No, it always seemed likely because Mr. Rubio has one of those up-from-the-bootstraps, son-of-an-immigrant personal narratives that presidential candidates find useful. He is also handsome, from an important state, of Hispanic origin and articulate in a cue-card way, and, critically, because he is not Donald Trump.

Mr. Trump was a spectacle, and will always remain so, given the gargantuan size of his ego and bankroll. In a crude way, this billionaire intuitively tapped into some of the resentment middle- and lower-middle-class whites feel about the state of their country, and their diminished place in it.

Money and ego got Mr. Trump further than "experts" expected, although he flopped in Iowa, finishing second whereas he had been expected to finish first. He will score in other states. But, as time goes on, the party will look for someone who can win the entire country, and that will not be Donald Trump.

As Winston Churchill, an Americanophile, is reported to have said, Americans will look at many bad options, pursue some of them perhaps, but ultimately do the right thing. Or so Churchill hoped.

What a strange time in the United States: Its currency is rising, its economy is booming, unemployment is at around 5 per cent, its military is unassailably strong, its ingenuity is intact and it is a beacon for immigrants.

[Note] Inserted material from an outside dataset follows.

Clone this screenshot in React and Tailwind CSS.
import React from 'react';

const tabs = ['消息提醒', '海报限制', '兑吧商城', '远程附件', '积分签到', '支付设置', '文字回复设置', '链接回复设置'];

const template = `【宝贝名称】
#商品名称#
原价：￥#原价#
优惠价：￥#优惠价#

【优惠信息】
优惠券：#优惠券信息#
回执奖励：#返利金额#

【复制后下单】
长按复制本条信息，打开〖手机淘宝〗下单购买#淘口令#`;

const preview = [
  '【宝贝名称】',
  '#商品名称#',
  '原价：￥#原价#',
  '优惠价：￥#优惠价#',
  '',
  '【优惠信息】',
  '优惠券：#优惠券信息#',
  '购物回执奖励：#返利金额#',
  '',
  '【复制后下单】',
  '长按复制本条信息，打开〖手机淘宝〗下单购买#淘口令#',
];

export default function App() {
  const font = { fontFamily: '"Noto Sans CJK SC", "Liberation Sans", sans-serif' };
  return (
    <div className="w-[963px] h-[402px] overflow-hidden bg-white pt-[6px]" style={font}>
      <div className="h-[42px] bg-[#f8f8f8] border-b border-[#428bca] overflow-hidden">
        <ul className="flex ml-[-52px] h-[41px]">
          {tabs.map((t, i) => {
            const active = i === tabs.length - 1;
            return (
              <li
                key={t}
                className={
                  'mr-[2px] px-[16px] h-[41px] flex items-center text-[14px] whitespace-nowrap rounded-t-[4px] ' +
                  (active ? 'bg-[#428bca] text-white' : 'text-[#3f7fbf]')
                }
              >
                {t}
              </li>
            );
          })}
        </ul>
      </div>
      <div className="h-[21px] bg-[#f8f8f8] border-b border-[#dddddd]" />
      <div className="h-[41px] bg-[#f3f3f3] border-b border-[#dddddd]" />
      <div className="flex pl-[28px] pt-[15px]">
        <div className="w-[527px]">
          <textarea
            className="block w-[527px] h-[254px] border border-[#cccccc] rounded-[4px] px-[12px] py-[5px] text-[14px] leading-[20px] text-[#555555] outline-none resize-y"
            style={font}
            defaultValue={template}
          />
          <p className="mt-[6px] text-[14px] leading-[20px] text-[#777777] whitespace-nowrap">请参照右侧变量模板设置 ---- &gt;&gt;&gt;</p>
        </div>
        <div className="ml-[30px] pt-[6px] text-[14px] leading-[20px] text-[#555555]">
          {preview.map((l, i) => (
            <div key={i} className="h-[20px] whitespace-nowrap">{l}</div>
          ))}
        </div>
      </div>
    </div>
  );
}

And yet American politics, dysfunctional in so many ways, has become a swirl of resentment and anger – for evangelicals that the country has gone all secular on them; for Republicans who feel cheated, even by their own party, that government just keeps getting bigger; for Trumpites that immigrants and blacks are being favoured at their expense; for workers who have lost their jobs; for ordinary Americans, even in far-removed Iowa, that terrorism lurks around every corner, and that this once great, and recently uncontested power, has lost its standing and its way in the world.